The issue of taxing farm income seems to arise regularly, particularly before the annual budget is presented.

Agricultural Income and Taxation
  • In India, the income from agriculture is not taxed.
  • As per section 10(1), agricultural income earned by the taxpayer in India is exempt from tax. Agricultural income is defined under section 2(1A) of the Income-tax Act.
  • The agriculture and allied sector have contributed only to 18 per cent of GDP, where about 45 per cent of the population are employed. 
Need to tax Agricultural Income
  • There are concerns that wealthy individuals and corporations evade tax by reporting their income as tax-exempt agricultural income.
  • As the income from agriculture is not taxed, irrespective of the level of income, unaccounted money is shown as agricultural income by vested interests. 
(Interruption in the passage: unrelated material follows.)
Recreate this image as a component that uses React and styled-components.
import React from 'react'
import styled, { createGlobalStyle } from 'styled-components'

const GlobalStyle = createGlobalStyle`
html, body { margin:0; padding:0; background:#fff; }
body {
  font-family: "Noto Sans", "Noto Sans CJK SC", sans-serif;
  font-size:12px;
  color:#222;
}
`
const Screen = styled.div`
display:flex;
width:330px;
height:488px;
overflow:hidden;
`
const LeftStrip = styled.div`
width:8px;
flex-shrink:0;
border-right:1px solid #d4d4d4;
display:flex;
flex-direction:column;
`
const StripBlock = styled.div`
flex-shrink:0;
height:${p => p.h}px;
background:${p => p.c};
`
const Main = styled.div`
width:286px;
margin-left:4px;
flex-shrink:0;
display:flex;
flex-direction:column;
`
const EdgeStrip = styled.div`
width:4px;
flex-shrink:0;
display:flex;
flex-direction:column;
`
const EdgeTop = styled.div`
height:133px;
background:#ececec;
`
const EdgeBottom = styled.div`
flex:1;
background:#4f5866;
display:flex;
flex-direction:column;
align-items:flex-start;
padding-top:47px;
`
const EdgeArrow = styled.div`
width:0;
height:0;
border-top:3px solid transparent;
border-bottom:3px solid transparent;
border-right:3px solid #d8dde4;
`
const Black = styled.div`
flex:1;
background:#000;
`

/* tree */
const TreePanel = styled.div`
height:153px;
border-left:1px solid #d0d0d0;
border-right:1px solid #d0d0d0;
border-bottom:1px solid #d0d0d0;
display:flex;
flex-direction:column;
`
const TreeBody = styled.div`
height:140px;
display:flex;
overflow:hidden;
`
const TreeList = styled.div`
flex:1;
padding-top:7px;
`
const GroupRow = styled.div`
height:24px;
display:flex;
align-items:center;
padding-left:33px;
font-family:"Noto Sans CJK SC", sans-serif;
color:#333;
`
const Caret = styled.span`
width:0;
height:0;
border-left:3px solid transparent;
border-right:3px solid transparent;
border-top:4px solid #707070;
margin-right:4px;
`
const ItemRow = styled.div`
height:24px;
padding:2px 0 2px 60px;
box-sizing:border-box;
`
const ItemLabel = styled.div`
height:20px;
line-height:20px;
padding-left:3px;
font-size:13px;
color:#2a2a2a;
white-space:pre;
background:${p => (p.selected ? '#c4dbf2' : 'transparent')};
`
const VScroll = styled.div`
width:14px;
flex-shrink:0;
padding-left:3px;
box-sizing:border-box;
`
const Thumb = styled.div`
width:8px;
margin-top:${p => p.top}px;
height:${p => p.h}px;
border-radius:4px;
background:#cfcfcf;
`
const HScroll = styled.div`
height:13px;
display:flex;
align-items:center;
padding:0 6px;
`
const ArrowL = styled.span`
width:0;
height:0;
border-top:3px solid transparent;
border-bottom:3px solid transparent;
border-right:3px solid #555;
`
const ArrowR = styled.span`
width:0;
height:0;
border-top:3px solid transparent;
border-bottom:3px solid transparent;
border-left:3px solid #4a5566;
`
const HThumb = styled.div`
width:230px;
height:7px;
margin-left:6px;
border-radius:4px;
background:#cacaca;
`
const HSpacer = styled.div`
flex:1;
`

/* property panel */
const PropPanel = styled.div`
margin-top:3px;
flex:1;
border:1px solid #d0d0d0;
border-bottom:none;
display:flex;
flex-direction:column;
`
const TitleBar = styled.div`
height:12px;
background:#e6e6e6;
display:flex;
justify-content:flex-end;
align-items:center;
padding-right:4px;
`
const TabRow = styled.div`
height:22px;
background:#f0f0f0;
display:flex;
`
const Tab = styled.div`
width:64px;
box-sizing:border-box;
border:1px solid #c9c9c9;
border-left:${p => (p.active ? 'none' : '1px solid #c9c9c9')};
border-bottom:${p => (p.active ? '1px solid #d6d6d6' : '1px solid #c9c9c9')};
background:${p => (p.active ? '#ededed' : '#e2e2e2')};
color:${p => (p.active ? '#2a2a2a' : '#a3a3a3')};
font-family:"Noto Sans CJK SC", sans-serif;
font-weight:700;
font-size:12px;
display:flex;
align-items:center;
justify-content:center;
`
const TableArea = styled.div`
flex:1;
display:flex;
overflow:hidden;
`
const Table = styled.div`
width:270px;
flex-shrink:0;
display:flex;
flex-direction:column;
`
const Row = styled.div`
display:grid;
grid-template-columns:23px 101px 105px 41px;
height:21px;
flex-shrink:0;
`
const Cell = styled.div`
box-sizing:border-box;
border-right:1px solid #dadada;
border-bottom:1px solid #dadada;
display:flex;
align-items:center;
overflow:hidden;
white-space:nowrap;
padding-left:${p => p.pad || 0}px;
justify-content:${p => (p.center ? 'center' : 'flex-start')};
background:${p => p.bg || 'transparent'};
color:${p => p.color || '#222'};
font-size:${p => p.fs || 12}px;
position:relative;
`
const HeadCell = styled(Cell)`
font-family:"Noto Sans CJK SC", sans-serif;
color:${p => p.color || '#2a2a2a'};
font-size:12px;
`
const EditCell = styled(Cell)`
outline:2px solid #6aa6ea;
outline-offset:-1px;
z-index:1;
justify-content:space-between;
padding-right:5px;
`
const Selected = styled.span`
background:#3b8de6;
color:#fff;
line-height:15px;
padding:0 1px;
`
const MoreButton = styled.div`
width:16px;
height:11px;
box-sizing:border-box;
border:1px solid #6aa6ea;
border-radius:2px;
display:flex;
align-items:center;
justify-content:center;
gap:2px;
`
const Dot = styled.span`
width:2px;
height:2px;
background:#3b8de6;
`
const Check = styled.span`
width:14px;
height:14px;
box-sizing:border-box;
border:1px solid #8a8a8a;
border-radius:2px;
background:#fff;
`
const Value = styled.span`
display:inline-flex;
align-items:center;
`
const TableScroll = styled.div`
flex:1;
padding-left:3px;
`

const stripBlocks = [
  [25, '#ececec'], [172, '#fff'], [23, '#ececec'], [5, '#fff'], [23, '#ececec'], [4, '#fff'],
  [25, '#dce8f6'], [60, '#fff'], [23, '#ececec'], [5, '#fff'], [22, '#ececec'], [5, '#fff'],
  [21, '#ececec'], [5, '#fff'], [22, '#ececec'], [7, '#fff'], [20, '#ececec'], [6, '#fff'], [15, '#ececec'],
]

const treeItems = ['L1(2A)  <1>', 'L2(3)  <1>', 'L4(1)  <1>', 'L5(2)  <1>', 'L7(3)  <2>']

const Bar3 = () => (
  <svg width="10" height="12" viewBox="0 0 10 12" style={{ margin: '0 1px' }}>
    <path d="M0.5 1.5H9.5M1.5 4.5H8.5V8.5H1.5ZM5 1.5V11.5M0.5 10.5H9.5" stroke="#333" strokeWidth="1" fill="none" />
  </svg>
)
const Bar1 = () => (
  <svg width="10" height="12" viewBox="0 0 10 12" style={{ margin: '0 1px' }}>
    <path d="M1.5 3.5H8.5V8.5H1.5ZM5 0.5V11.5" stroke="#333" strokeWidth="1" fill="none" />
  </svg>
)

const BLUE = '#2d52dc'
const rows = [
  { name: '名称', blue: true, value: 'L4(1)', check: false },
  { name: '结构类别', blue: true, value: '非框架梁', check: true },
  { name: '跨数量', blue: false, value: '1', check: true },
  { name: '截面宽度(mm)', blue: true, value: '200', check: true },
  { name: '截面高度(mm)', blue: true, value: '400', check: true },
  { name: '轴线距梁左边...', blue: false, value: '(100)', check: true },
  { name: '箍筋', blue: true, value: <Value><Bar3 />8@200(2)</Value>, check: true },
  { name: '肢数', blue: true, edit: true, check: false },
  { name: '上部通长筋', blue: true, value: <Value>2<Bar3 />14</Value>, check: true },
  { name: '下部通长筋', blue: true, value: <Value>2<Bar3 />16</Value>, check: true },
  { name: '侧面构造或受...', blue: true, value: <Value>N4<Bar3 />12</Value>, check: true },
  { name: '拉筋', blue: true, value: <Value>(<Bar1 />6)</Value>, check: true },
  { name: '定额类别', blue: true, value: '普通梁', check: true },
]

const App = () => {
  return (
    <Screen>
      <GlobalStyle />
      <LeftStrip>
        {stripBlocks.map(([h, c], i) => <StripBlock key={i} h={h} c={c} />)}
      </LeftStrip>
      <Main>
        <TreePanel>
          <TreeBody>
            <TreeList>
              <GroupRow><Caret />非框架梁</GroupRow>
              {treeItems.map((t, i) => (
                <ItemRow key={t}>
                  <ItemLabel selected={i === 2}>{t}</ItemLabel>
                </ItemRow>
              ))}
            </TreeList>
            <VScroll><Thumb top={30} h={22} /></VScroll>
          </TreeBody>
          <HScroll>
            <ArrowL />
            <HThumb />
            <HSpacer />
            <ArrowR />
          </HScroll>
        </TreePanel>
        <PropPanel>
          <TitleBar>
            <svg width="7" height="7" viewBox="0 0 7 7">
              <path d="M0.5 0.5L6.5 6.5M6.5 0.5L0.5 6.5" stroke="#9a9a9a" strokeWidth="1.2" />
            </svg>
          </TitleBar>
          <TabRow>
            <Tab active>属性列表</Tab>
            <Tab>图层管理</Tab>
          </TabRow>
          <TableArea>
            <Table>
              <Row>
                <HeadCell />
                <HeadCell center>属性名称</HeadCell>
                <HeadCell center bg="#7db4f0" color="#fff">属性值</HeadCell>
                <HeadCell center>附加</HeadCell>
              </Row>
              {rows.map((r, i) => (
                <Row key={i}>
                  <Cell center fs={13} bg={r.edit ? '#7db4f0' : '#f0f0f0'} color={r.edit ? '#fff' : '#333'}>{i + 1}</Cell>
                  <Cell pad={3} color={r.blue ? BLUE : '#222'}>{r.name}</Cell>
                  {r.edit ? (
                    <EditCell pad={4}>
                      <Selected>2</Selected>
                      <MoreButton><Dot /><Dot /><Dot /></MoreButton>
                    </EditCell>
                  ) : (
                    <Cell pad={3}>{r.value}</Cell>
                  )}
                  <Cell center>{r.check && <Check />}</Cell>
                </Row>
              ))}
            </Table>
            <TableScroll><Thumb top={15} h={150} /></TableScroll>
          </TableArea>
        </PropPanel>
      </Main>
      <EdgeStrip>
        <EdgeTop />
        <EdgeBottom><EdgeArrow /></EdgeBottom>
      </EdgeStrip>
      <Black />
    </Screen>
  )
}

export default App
  • Cases of nurseries, seed companies, and contract farming companies claim an exemption for income earned from such activities. 
Government-appointed committees that recommended taxing agricultural income
  • Report of the Taxation Enquiry Commission (1953–54)
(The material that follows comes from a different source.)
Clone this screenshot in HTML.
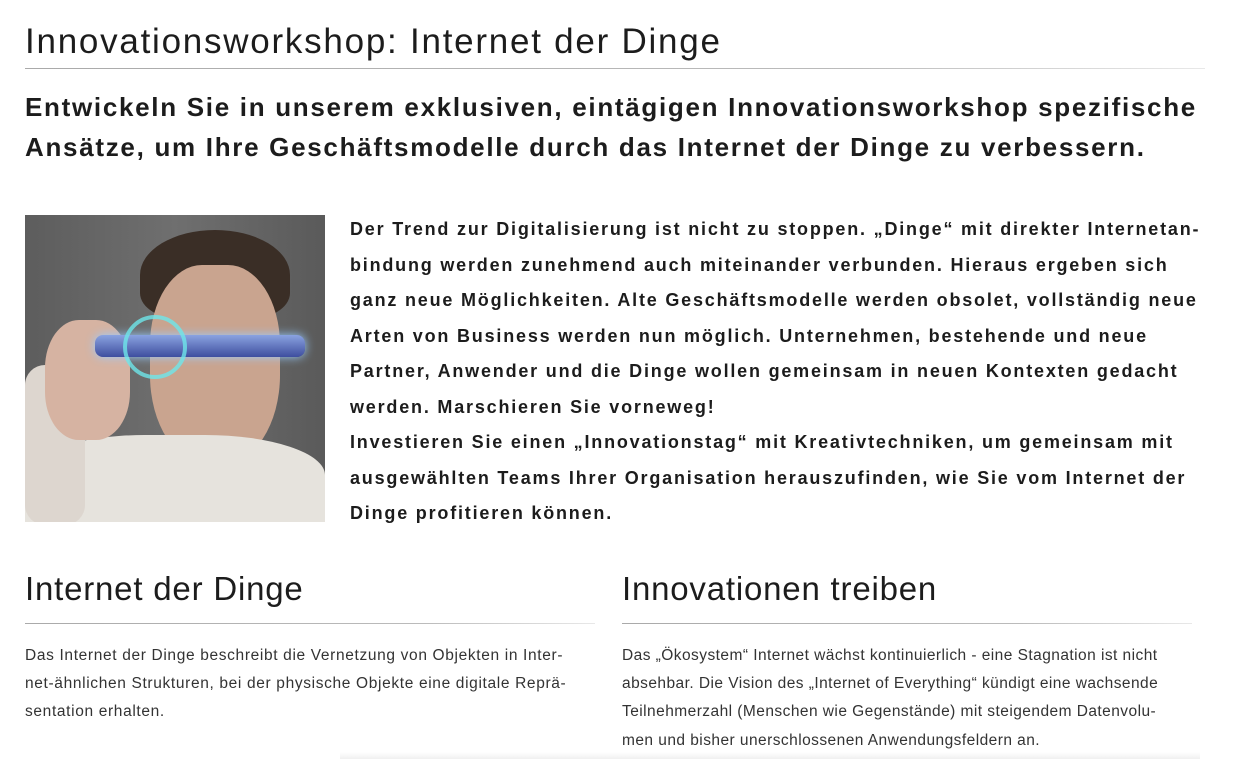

  • Raj Committee on Taxation of Agricultural Wealth and Income (1972)
  • Fourth Five-Year Plan (1969–74)
  • Report of Fifth Finance Commission (1969)
  • Tax Reforms Committee (1991)
  • Kelkar Task Force on Direct Taxes (2002)
  • White Paper on Black Money (2012) 
  • Tax Administration Reform Commission (2014)

Farmers in many states pay some income tax. States such as Assam, Tamil Nadu, Kerala, Maharashtra, Odisha, Uttar Pradesh, and West Bengal have an agricultural income tax, although it is payable only for certain crops and activities.